The outcome seemed almost fated at that point, and it was. The Saints won the coin toss and the game on Garrett Hartley's 40-yard field goal less than five minutes into overtime. They are going to the Super Bowl for the first time in the franchise's 43-year history.

The Vikings' Favre experiment cuts two ways. He was signed to take a very good team to the Super Bowl. They knew it. He knew it. "This was all about winning another Super Bowl," Favre's wife, Deanna, told me after the Vikings' win over Dallas a week ago. That didn't happen, and by that measure the season is a disappointment. That Favre committed the most crucial error in a game full of them only underscores the failure.

And it's fair to say: This is what you get with Favre. He will make the great play, but he will also risk the critical mistake. He has not only the most touchdown passes in NFL history, but also, by a wide margin, the most interceptions. (His last pass as a member of the Packers was also a crucial pick on a bitter cold night in January 2008, all but handing the Giants a berth in the Super Bowl). But that would also be too simple.

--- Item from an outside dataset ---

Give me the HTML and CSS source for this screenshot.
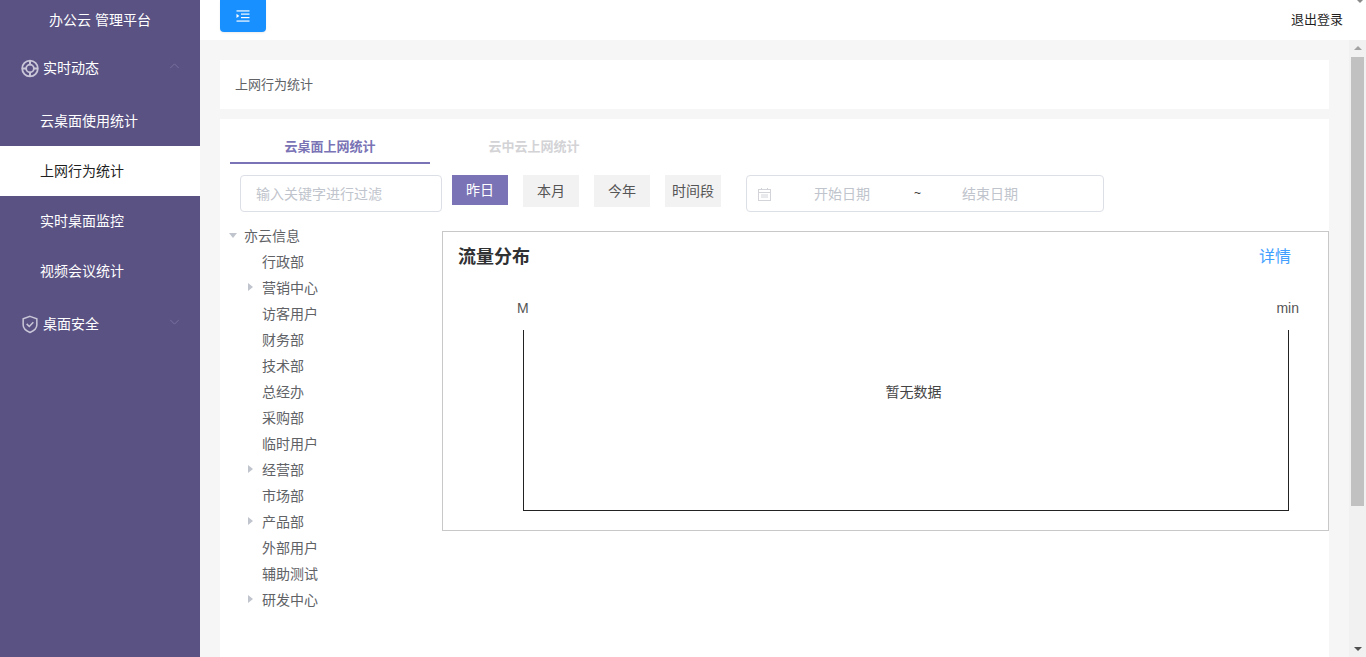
FILE: index.html
```html
<!DOCTYPE html>
<html lang="zh-CN">
<head>
<meta charset="utf-8">
<title>上网行为统计</title>
<link rel="stylesheet" href="styles.css">
</head>
<body>
<div class="app">
  <aside class="sidebar">
    <div class="brand">办公云 管理平台</div>
    <div class="group-title">
      <svg class="group-icon" viewBox="0 0 20 20" fill="none" stroke="currentColor">
        <circle cx="10" cy="10" r="8.700" stroke-width="2"/>
        <circle cx="10" cy="10" r="4.300" stroke-width="2"/>
        <path d="M10 1.500V6.500M10 13.500v5M1.500 10H6.500M13.500 10h5" stroke-width="2.200"/>
      </svg>
      <span class="group-label">实时动态</span>
      <svg class="chevron" viewBox="0 0 12 7" fill="none" stroke="currentColor"><path d="M1 6l5-5 5 5"/></svg>
    </div>
    <div class="menu-item">云桌面使用统计</div>
    <div class="menu-item active">上网行为统计</div>
    <div class="menu-item">实时桌面监控</div>
    <div class="menu-item">视频会议统计</div>
    <div class="group-title">
      <svg class="group-icon" viewBox="0 0 20 20" fill="none" stroke="currentColor" stroke-width="1.700">
        <path d="M10 1l7.600 2.600v7c0 3.900-3.400 6.500-7.600 8.300-4.200-1.800-7.600-4.400-7.600-8.300v-7z"/>
        <path d="M6.300 9.300l2.900 2.900 4.500-4.600"/>
      </svg>
      <span class="group-label">桌面安全</span>
      <svg class="chevron" viewBox="0 0 12 7" fill="none" stroke="currentColor"><path d="M1 1l5 5 5-5"/></svg>
    </div>
  </aside>

  <div class="main">
    <header class="topbar">
      <button class="toggle" type="button" aria-label="折叠菜单">
        <svg viewBox="0 0 14 12" width="14" height="12" fill="#fff">
          <rect x="0.500" y="0" width="13" height="1.800" opacity=".65"/>
          <rect x="5" y="3.500" width="8.500" height="1.200"/>
          <rect x="5" y="7" width="8.500" height="1.200"/>
          <rect x="0.500" y="10.200" width="13" height="1.800" opacity=".65"/>
          <path d="M0.500 3.800L3.300 5.900 0.500 8z"/>
        </svg>
      </button>
      <a class="logout">退出登录</a>
      <span class="corner-arrow"></span>
    </header>

    <div class="body">
      <main class="content">
        <div class="crumb">上网行为统计</div>
        <section class="card">
          <div class="tabs">
            <div class="tab current">云桌面上网统计</div>
            <div class="tab">云中云上网统计</div>
          </div>
          <div class="filters">
            <div class="search">输入关键字进行过滤</div>
            <button class="range selected" type="button">昨日</button>
            <button class="range" type="button">本月</button>
            <button class="range" type="button">今年</button>
            <button class="range" type="button">时间段</button>
            <div class="dates">
              <svg class="date-icon" viewBox="0 0 13 13" fill="none" stroke="#d2d4d9">
                <rect x="0.500" y="1.500" width="12" height="11"/>
                <path d="M3.500 0v2M9.500 0v2M0.500 4.500h12M3 7h7M3 9h7"/>
              </svg>
              <span class="date-start">开始日期</span>
              <span class="date-sep">~</span>
              <span class="date-end">结束日期</span>
            </div>
          </div>
          <div class="split">
            <ul class="tree">
              <li class="node root"><i class="caret open"></i>亦云信息</li>
              <li class="node"><i class="caret none"></i>行政部</li>
              <li class="node"><i class="caret"></i>营销中心</li>
              <li class="node"><i class="caret none"></i>访客用户</li>
              <li class="node"><i class="caret none"></i>财务部</li>
              <li class="node"><i class="caret none"></i>技术部</li>
              <li class="node"><i class="caret none"></i>总经办</li>
              <li class="node"><i class="caret none"></i>采购部</li>
              <li class="node"><i class="caret none"></i>临时用户</li>
              <li class="node"><i class="caret"></i>经营部</li>
              <li class="node"><i class="caret none"></i>市场部</li>
              <li class="node"><i class="caret"></i>产品部</li>
              <li class="node"><i class="caret none"></i>外部用户</li>
              <li class="node"><i class="caret none"></i>辅助测试</li>
              <li class="node"><i class="caret"></i>研发中心</li>
            </ul>
            <div class="panel">
              <div class="panel-head">
                <h2 class="panel-title">流量分布</h2>
                <a class="panel-link">详情</a>
              </div>
              <div class="axis-labels"><span>M</span><span>min</span></div>
              <div class="plot">暂无数据</div>
            </div>
          </div>
        </section>
      </main>
      <div class="scrollbar">
        <span class="arrow-up"></span>
        <div class="thumb"></div>
        <span class="arrow-down"></span>
      </div>
    </div>
  </div>
</div>
</body>
</html>
```
FILE: styles.css
```css
* { box-sizing: border-box; }
html, body { margin: 0; height: 100%; overflow: hidden; }
body {
  font-family: "Liberation Sans", "Noto Sans CJK SC", sans-serif;
  font-size: 14px;
  color: #606266;
  background: #fff;
}
.app { display: flex; height: 657px; }

.sidebar { width: 200px; flex: none; background: #5a5283; color: #fff; }
.brand { height: 40px; line-height: 40px; text-align: center; font-size: 14px; }
.group-title {
  height: 56px;
  display: flex;
  align-items: center;
  padding: 0 20px 2px 21px;
}
.group-icon { width: 18px; height: 19px; flex: none; color: #c9c6d8; margin-top: 2px; }
.group-label { margin-left: 4px; flex: 1; }
.chevron { width: 11px; height: 6px; flex: none; color: #7d76a1; margin-top: -2px; }
.menu-item { height: 50px; line-height: 50px; padding-left: 40px; }
.menu-item.active { background: #fff; color: #1f1f1f; }

.main { flex: 1; min-width: 0; display: flex; flex-direction: column; }
.topbar {
  height: 40px;
  flex: none;
  position: relative;
  display: flex;
  justify-content: space-between;
  align-items: flex-start;
  padding: 0 23px 0 20px;
  background: #fff;
}
.toggle {
  width: 46px;
  height: 32px;
  padding: 0;
  border: 0;
  border-radius: 0 0 4px 4px;
  background: #1890ff;
  display: flex;
  align-items: center;
  justify-content: center;
  box-shadow: 0 1px 2px rgba(0, 0, 0, .08);
}
.logout { margin-top: 11px; line-height: 17px; font-size: 13px; color: #1f1f1f; }
.corner-arrow {
  position: absolute;
  top: 0;
  right: 3px;
  border-left: 3px solid transparent;
  border-right: 3px solid transparent;
  border-top: 3px solid #8a8a8a;
}

.body { flex: 1; min-height: 0; display: flex; }
.content {
  flex: 1;
  min-width: 0;
  padding: 20px 20px 0;
  background: #f6f6f6;
  display: flex;
  flex-direction: column;
  gap: 10px;
}
.crumb {
  height: 49px;
  line-height: 50px;
  padding-left: 15px;
  background: #fff;
  font-size: 13px;
}
.card { flex: 1; background: #fff; padding-top: 10px; }

.tabs { display: flex; padding-left: 10px; gap: 4px; }
.tab {
  width: 200px;
  height: 35px;
  line-height: 36px;
  text-align: center;
  font-size: 13px;
  font-weight: 700;
  color: #d3d3d6;
}
.tab.current { color: #7a73b5; border-bottom: 2px solid #7a73b5; }

.filters { display: flex; align-items: flex-start; margin-top: 11px; padding-left: 20px; }
.search {
  width: 202px;
  height: 37px;
  line-height: 37px;
  padding-left: 15px;
  margin-right: 10px;
  border: 1px solid #dcdfe6;
  border-radius: 4px;
  color: #c0c4cc;
}
.range {
  width: 56px;
  height: 32px;
  margin-right: 15px;
  padding: 0 0 2px;
  border: 0;
  background: #f2f2f2;
  color: #555;
  font: inherit;
}
.range.selected { height: 30px; background: #7a73b5; color: #fff; }
.dates {
  width: 358px;
  height: 37px;
  margin-left: 10px;
  display: flex;
  align-items: center;
  padding: 0 0 2px 11px;
  border: 1px solid #dcdfe6;
  border-radius: 4px;
  color: #c0c4cc;
}
.date-icon { width: 13px; height: 13px; flex: none; margin: 4px 1px 0 0; }
.date-start { margin-left: 42px; }
.date-sep { margin-left: 44px; width: 48px; color: #333; font-size: 12px; }

.split { display: flex; margin-top: 19px; }
.tree { width: 222px; flex: none; margin: -8px 0 0; padding: 0 0 0 9px; list-style: none; }
.node { height: 26px; line-height: 26px; display: flex; align-items: center; padding-left: 19px; }
.node.root { padding-left: 0; }
.caret {
  width: 0;
  height: 0;
  margin: -3px 9px 0 0;
  border-top: 4px solid transparent;
  border-bottom: 4px solid transparent;
  border-left: 5px solid #c0c4cc;
}
.caret.open {
  margin: -2px 7px 0 0;
  border-left: 4px solid transparent;
  border-right: 4px solid transparent;
  border-top: 5px solid #c0c4cc;
  border-bottom: 0;
}
.caret.none { border-left-color: transparent; }

.panel { flex: 1; height: 300px; border: 1px solid #c8c8c8; }
.panel-head {
  display: flex;
  justify-content: space-between;
  align-items: center;
  padding: 10px 37px 0 15px;
  height: 36px;
}
.panel-title { margin: 0; font-size: 18px; font-weight: 700; color: #303133; }
.panel-link { font-size: 16px; color: #409eff; }
.axis-labels {
  display: flex;
  justify-content: space-between;
  margin-top: 31px;
  padding: 0 29px 0 74px;
  height: 31px;
  line-height: 18px;
  font-size: 14px;
  color: #555;
}
.plot {
  height: 181px;
  margin: 0 39px 0 80px;
  padding: 52px 0 0 15px;
  border: 1px solid #222;
  border-top: 0;
  text-align: center;
  line-height: 20px;
  color: #444;
}

.scrollbar {
  width: 17px;
  flex: none;
  background: #f1f1f1;
  display: flex;
  flex-direction: column;
  align-items: center;
  padding-top: 6px;
}
.arrow-up {
  border-left: 4px solid transparent;
  border-right: 4px solid transparent;
  border-bottom: 4px solid #a3a3a3;
}
.thumb { width: 13px; height: 449px; margin-top: 7px; background: #c1c1c1; }
.arrow-down {
  margin-top: auto;
  margin-bottom: 6px;
  border-left: 4px solid transparent;
  border-right: 4px solid transparent;
  border-top: 4px solid #505050;
}
```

A larger story was written, too. Favre made the Vikings much better. You can argue that they went just two games deeper into the postseason than they did with Tavaris Jackson and Gus Frerotte at quarterback, but that ignores a 12-4 regular season and a dominant playoff win over Dallas, which had been the hottest team in the NFL. And it ignores that Favre made the NFL a more interesting place. Granted, the money-minting league hardly needs help in drawing eyeballs, but ratings soared this fall and Favre was surely a big reason for that.

Sports history is full of great players who stay too long, yet Favre was vintage. And the season touched him. "Even though it was one year," he said, "it felt like 50." He meant that in a good way.

"All I can say is it's been a great year," said Favre. "This is a great group of guys. I'd love to win the Super Bowl. Who wouldn't? I didn't have anything to prove coming in. But I'm going out on top one way or the other."

When he was finished talking, he walked through long corridors in the basement of the Superdome until he found his family and put an arm around his wife. It had the feeling of something coming to an end and it wasn't all sad. Two teams move on, Favre stays behind. He deserves to be remembered not just for the last pass he threw, but also for the hundreds that came before it.